Resolved, That the maintenance inviolate of the rights of the States, and especially the right of each State to order and control its own domestic institutions according to its own judgment exclusively, is essential to that balance of power on which the perfection and endurance of our political fabric depend; and we denounce the lawless invasion by armed force of the soil of any State or Territory, no matter what pretext, as among the gravest of crimes. 

[…] 

I take the official oath to-day with no mental reservations and with no purpose to construe the Constitution or laws by any hypercritical rules; and while I do not choose now to specify particular acts of Congress as proper to be enforced, I do suggest that it will be much safer for all, both in official and private stations, to conform to and abide by all those acts which stand unrepealed than to violate any of them trusting to find impunity in having them held to be unconstitutional. 

[…] 

In your hands, my dissatisfied fellow-countrymen, and not in mine, is the momentous issue of civil war. The Government will not assail you. You can have no conflict without being yourselves the aggressors. You have no oath registered in heaven to destroy the Government, while I shall have the most solemn one to "preserve, protect, and defend it." 
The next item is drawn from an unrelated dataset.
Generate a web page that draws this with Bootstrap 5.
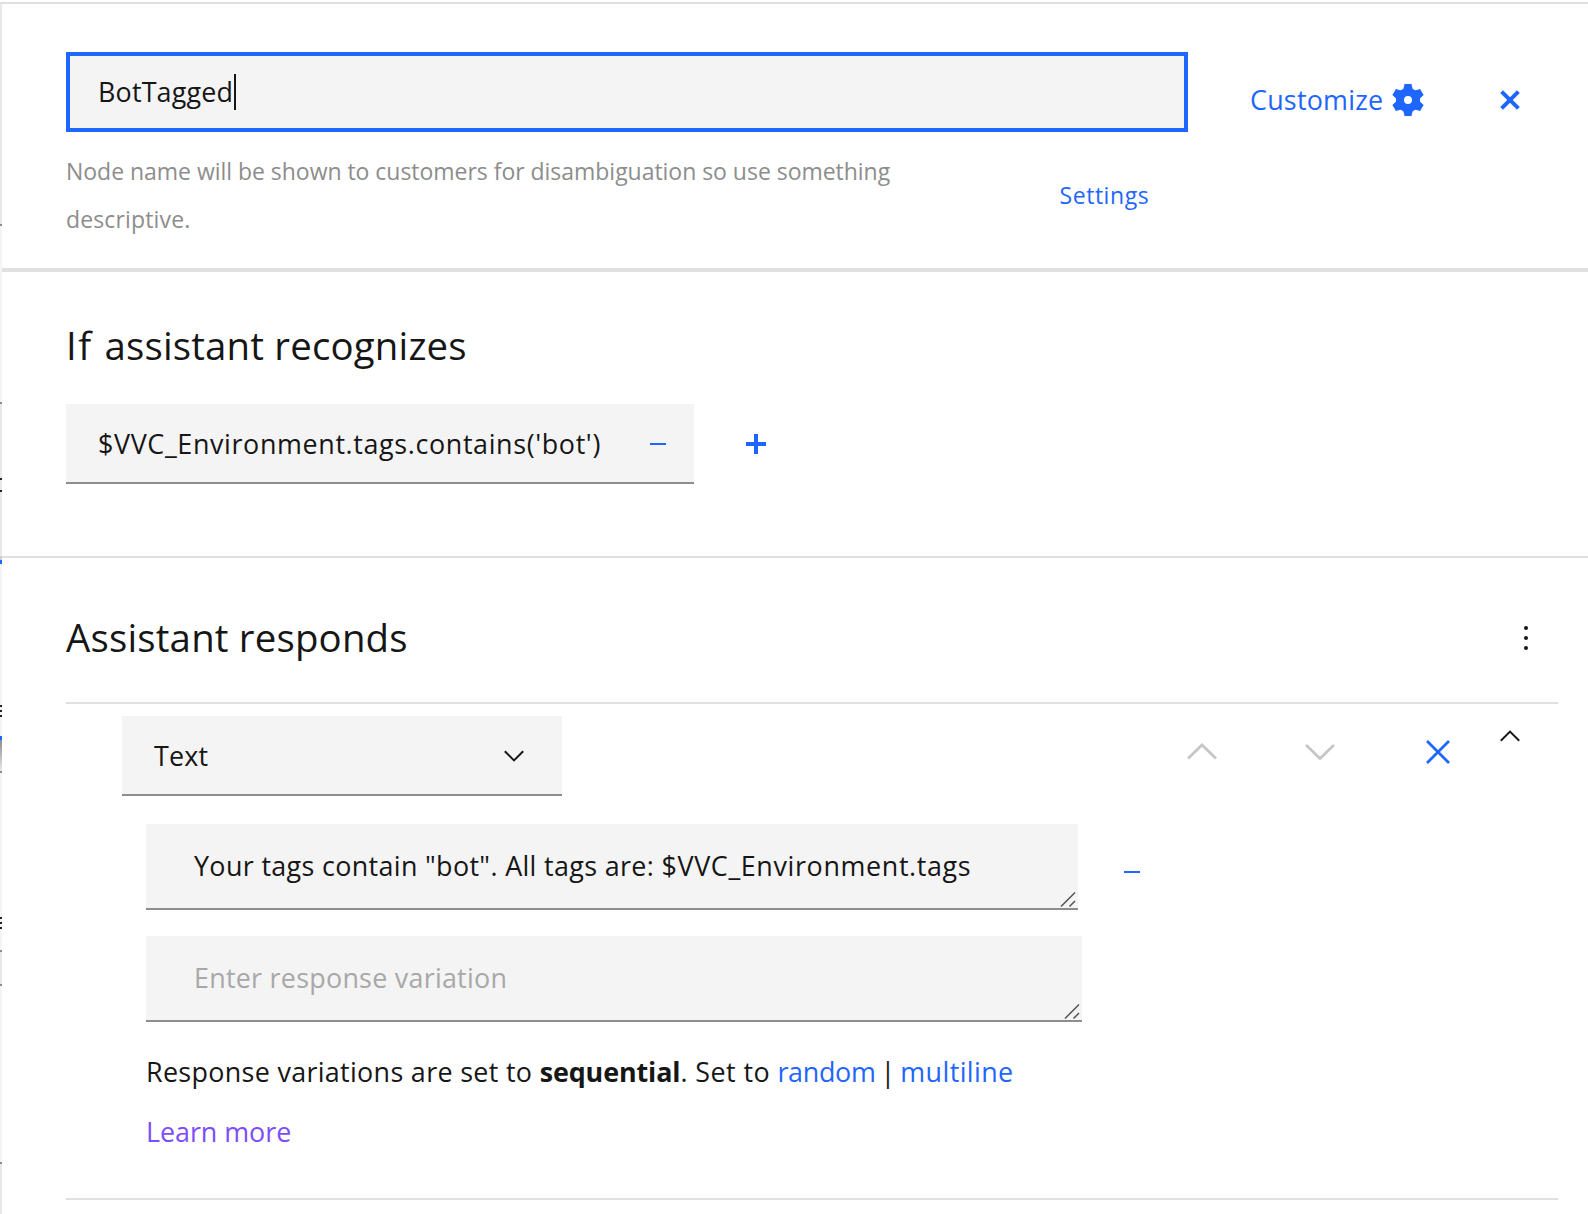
<!DOCTYPE html>
<html lang="en">
<head>
<meta charset="utf-8">
<meta name="viewport" content="width=device-width, initial-scale=1">
<title>Dialog node editor</title>
<link href="https://cdn.jsdelivr.net/npm/bootstrap@5.3.0/dist/css/bootstrap.min.css" rel="stylesheet">
<script src="https://cdn.jsdelivr.net/npm/bootstrap@5.3.0/dist/js/bootstrap.bundle.min.js" defer></script>
<style>
  body { font-family: "Open Sans", "Noto Sans", sans-serif; color: #161616; font-size: 26.9px; background: #fff; height: 1214px; overflow: hidden; }
  a { text-decoration: none; color: #1f66ff; }
  svg { display: block; flex: none; overflow: visible; }
  .editor { height: 1214px; padding-top: 2px; }
  .editor-body { border-top: 2px solid #e0e0e0; }
  /* sliver of the dialog tree behind the panel */
  .tree-edge { width: 2px; flex: none; position: relative; overflow: hidden;
    background: linear-gradient(#e8e8e8 220px, #8d8d8d 220px 222px, #f4f4f4 222px 398px, #8d8d8d 398px 400px,
      #e8e8e8 400px 552px, #d0d0d0 552px 556px, #1f66ff 556px 560px, #f4f4f4 560px 732px, #1f66ff 732px 736px,
      #8d8d8d 736px, #e8e8e8 767px, #8d8d8d 767px 769px, #f4f4f4 769px 946px, #8d8d8d 946px 948px,
      #e8e8e8 948px 980px, #8d8d8d 980px 982px, #f4f4f4 982px 1158px, #8d8d8d 1158px 1160px, #e8e8e8 1160px); }
  .tree-edge i { position: absolute; left: 0; width: 2px; height: 2px; background: #222; }
  .edge-1 { top: 474px; } .edge-2 { top: 486px; }
  .edge-3 { top: 701px; } .edge-4 { top: 706px; } .edge-5 { top: 711px; }
  .edge-6 { top: 913px; } .edge-7 { top: 918px; } .edge-8 { top: 923px; }
  .sec-head { height: 268px; border-bottom: 4px solid #e0e0e0; padding: 48px 0 0 64px; }
  .name-col { width: 1122px; flex: none; }
  .name-box { height: 80px; border: 4px solid #1f66ff; background: #f4f4f4; padding-left: 28px; letter-spacing: .17px; }
  .caret { width: 2px; height: 36px; background: #161616; margin-left: 1px; }
  .help-row { margin-top: 15px; font-size: 23px; line-height: 48px; }
  .help-copy { width: 880px; color: #8d8d8d; letter-spacing: -.03px; }
  .help-tail { letter-spacing: .14px; }
  .link-settings { margin-left: 113.5px; letter-spacing: .55px; }
  .head-tools { height: 96px; padding-left: 62px; }
  .link-custom { letter-spacing: .22px; }
  .icon-close { margin-left: 75px; }
  .h-title { font-size: 38.4px; line-height: 52px; font-weight: 400; margin: 0; letter-spacing: .18px; }
  .h-first { letter-spacing: 1.6px; }
  .sec-if { height: 286px; border-bottom: 2px solid #e0e0e0; padding: 47px 0 0 64px; }
  .field-box { background: #f4f4f4; border-bottom: 2px solid #8d8d8d; white-space: nowrap; }
  .cond { width: 628px; height: 80px; margin-top: 33px; padding: 2px 28px 0 32px; letter-spacing: .63px; }
  .icon-plus { margin: 63px 0 0 52px; }
  .sec-resp { padding: 53px 30px 0 64px; }
  .resp-top { padding-right: 28px; height: 93px; border-bottom: 2px solid #e0e0e0; }
  .icon-dots { margin-top: 15px; }
  .resp-body { height: 496px; border-bottom: 2px solid #e0e0e0; padding: 12px 38px 0 56px; }
  .type-select { width: 440px; height: 80px; padding: 2px 37px 0 32px; letter-spacing: .2px; }
  .row-tools { padding-top: 14px; }
  .icon-up { margin-top: 13px; }
  .icon-down { margin: 14px 0 0 88px; }
  .icon-remove { margin: 10px 0 0 91px; }
  .icon-fold { margin-left: 50px; }
  .variants { padding: 28px 0 0 24px; }
  .area { width: 932px; height: 86px; padding-left: 48px; position: relative; letter-spacing: .34px; }
  .area-var { letter-spacing: .63px; }
  .area-next { width: 936px; margin-top: 26px; color: #a8a8a8; letter-spacing: .25px; }
  .icon-minus { margin: 10px 0 0 46px; }
  .grip { position: absolute; right: 1px; bottom: .5px; }
  .resp-note { margin-top: 20px; line-height: 60px; white-space: nowrap; letter-spacing: .32px; }
  .note-mode { letter-spacing: -.1px; }
  .note-set { letter-spacing: .45px; }
  .note-modes { word-spacing: -2px; letter-spacing: 0; }
  .note-random { letter-spacing: -.3px; }
  .note-multi { letter-spacing: .4px; }
  .link-learn { color: #7c4dff; letter-spacing: -.05px; }
</style>
</head>
<body>
<div class="editor d-flex flex-column">
 <div class="editor-body d-flex flex-grow-1">
  <div class="tree-edge">
    <i class="edge-1"></i><i class="edge-2"></i><i class="edge-3"></i><i class="edge-4"></i>
    <i class="edge-5"></i><i class="edge-6"></i><i class="edge-7"></i><i class="edge-8"></i>
  </div>
  <main class="flex-grow-1">
    <header class="sec-head d-flex align-items-start">
      <div class="name-col">
        <div class="name-box d-flex align-items-center"><span>BotTagged</span><span class="caret"></span></div>
        <div class="help-row d-flex align-items-center">
          <div class="help-copy">Node name will be shown to customers for disambiguation so use something<br><span class="help-tail">descriptive.</span></div>
          <a href="#" class="link-settings">Settings</a>
        </div>
      </div>
      <div class="head-tools d-flex align-items-center">
        <a href="#" class="link-custom d-flex align-items-center"><span>Customize</span>
          <svg class="ms-2" width="34" height="34" viewBox="-17 -17 34 34" fill="#1f66ff">
            <circle r="8" fill="none" stroke="#1f66ff" stroke-width="8"/>
            <path id="tooth" d="M-3.500-16H3.500L4.500-11.500 6.500-9H-6.500L-4.500-11.500Z"/>
            <use href="#tooth" transform="rotate(60)"/><use href="#tooth" transform="rotate(120)"/><use href="#tooth" transform="rotate(180)"/><use href="#tooth" transform="rotate(240)"/><use href="#tooth" transform="rotate(300)"/>
          </svg>
        </a>
        <svg class="icon-close" width="20" height="20" viewBox="-10 -10 20 20" stroke="#1f66ff" stroke-width="4"><path d="M-8.4-8.4 8.4 8.4M8.4-8.4-8.4 8.4"/></svg>
      </div>
    </header>

    <section class="sec-if">
      <h2 class="h-title"><span class="h-first">If </span>assistant recognizes</h2>
      <div class="d-flex align-items-start">
        <div class="field-box cond d-flex align-items-center justify-content-between">
          <span>$VVC_Environment.tags.contains('bot')</span>
          <svg width="16" height="2"><path d="M0 0h16v2H0z" fill="#1f66ff"/></svg>
        </div>
        <svg class="icon-plus" width="20" height="20"><path d="M8 0h4v8h8v4h-8v8H8v-8H0V8h8z" fill="#1f66ff"/></svg>
      </div>
    </section>

    <section class="sec-resp">
      <div class="resp-top d-flex align-items-start justify-content-between">
        <h2 class="h-title">Assistant responds</h2>
        <svg class="icon-dots" width="8" height="24" fill="#161616"><circle cx="4" cy="2" r="2"/><circle cx="4" cy="12" r="2"/><circle cx="4" cy="22" r="2"/></svg>
      </div>
      <div class="resp-body">
        <div class="d-flex justify-content-between">
          <div class="field-box type-select d-flex align-items-center justify-content-between">
            <span>Text</span>
            <svg width="21" height="12" fill="none" stroke="#161616" stroke-width="2"><path d="M.8 1.2l9.2 9.2L19.200 1.2"/></svg>
          </div>
          <div class="row-tools d-flex align-items-start">
            <svg class="icon-up" width="30" height="16" fill="none" stroke="#c6c6c6" stroke-width="2.8"><path d="M1 15.5 15 2l14 13.5"/></svg>
            <svg class="icon-down" width="30" height="16" fill="none" stroke="#c6c6c6" stroke-width="2.8"><path d="M1 1l14 13.5L29 1"/></svg>
            <svg class="icon-remove" width="24" height="24" stroke="#1f66ff" stroke-width="2.8"><path d="M1 1l22 22M23 1 1 23"/></svg>
            <svg class="icon-fold" width="20" height="12" fill="none" stroke="#161616" stroke-width="2"><path d="M.8 10.7 10 1.6l9.2 9.1"/></svg>
          </div>
        </div>
        <div class="variants">
          <div class="d-flex align-items-center">
            <div class="field-box area d-flex align-items-center">
              <span>Your tags contain "bot". All tags are: <span class="area-var">$VVC_Environment.tags</span></span>
              <svg class="grip" width="17" height="17" stroke="#525252" stroke-width="1.5"><path d="M1 15.5 15 1.5M9.5 15.5 15 10"/></svg>
            </div>
            <svg class="icon-minus" width="16" height="2"><path d="M0 0h16v2H0z" fill="#1f66ff"/></svg>
          </div>
          <div class="field-box area area-next d-flex align-items-center">
            <span>Enter response variation</span>
            <svg class="grip" width="17" height="17" stroke="#525252" stroke-width="1.5"><path d="M1 15.5 15 1.5M9.5 15.5 15 10"/></svg>
          </div>
          <div class="resp-note">
            <div>Response variations are set to <b class="note-mode">sequential</b>. <span class="note-set">Set to</span> <span class="note-modes"><a href="#" class="note-random">random</a> | <a href="#" class="note-multi">multiline</a></span></div>
            <div><a href="#" class="link-learn">Learn more</a></div>
          </div>
        </div>
      </div>
    </section>
  </main>
 </div>
</div>
</body>
</html>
I am loath to close. We are not enemies, but friends. We must not be enemies. Though passion may have strained it must not break our bonds of affection. The mystic chords of memory, stretching from every battlefield and patriot grave to every living heart and hearthstone all over this broad land, will yet swell the chorus of the Union, when again touched, as surely they will be, by the better angels of our nature. 

Source
This text is in the public domain. Retrieved from http://avalon.law.yale.edu/19th_century/lincoln1.asp.
Text Dependent Questions
  1. Question
    “I do not consider it necessary at present for me to discuss those matters of administration about which there is no special anxiety or excitement.” Thus, what topic does Lincoln believe it is necessary for him to discuss?
    Answer
    He needs to discuss what is causing “anxiety or excitement.” The pressing issue of this time was the several states that had seceded from the United States after Lincoln’s election.
  2. Question
    By the time of this Address, seven southern states had seceded (South Carolina, Mississippi, Florida, Alabama, Georgia, Louisiana, and Texas). What does Lincoln say is the reason for this?
    Answer
    He says those states fear his election to the presidency threatens “their property and their peace and personal security.” Their “property” refers to enslaved people.
  3. Question
    Lincoln quotes one of his previous speeches to reiterate his stance on slavery. What is his stance? Why might Lincoln choose to present his stance in this manner?
    Answer
    The quote he provides is: “I have no purpose, directly or indirectly, to interfere with the institution of slavery in the States where it exists. I believe I have no lawful right to do so, and I have no inclination to do so.” Thus, Lincoln’s stance is that he will not attempt to eliminate slavery in the states where it already exists.
    By quoting himself from a previous speech, he is showing that prior to his election, he had no plans to threaten slavery. As president, he does not plan on shifting course.
  4. Question
    How does Lincoln perceive his role as president in terms of the Constitution? What does this mean in terms of laws that he may not agree with?
    Answer
    He says he has “no purpose to construe the Constitution or laws by any hypocritical rules” and to “conform to and abide by all those acts.” Thus, he reiterates his role as president is to enforce the Constitution. He is bound by the Constitution and does not intend on violating it.
    He states that he may not want to enforce all acts of Congress, he “suggest[s] that it will be much safer for all” to enforce them all. Thus, he will enforce all aspects of the Constitution, even ones he may not personally agree with.
  5. Question
    “In your hands, my dissatisfied fellow-countrymen, and not in mine, is the momentous issue of civil war.” What does Lincoln indicate would be his reason for engaging in war?
    Answer
    Lincoln states the federal government will not attack or provoke conflict unless those seceded states are the “aggressors.” He also states that they are not bound by an “oath” to destroy the government. However, his job is to preserve the union. This suggests his perception of secession as an aggressive act.
  6. Question
    Lincoln refers to the “mystic chords of memory.” What idea is he alluding to?
    Answer
    A common history or spiritual unity as fellow Americans. “Chords” refer to a harmony of several notes. Lincoln is alluding to the fact that there is great difference within the United States, but their “memory” or common history and culture, unite them in a “chorus of the Union."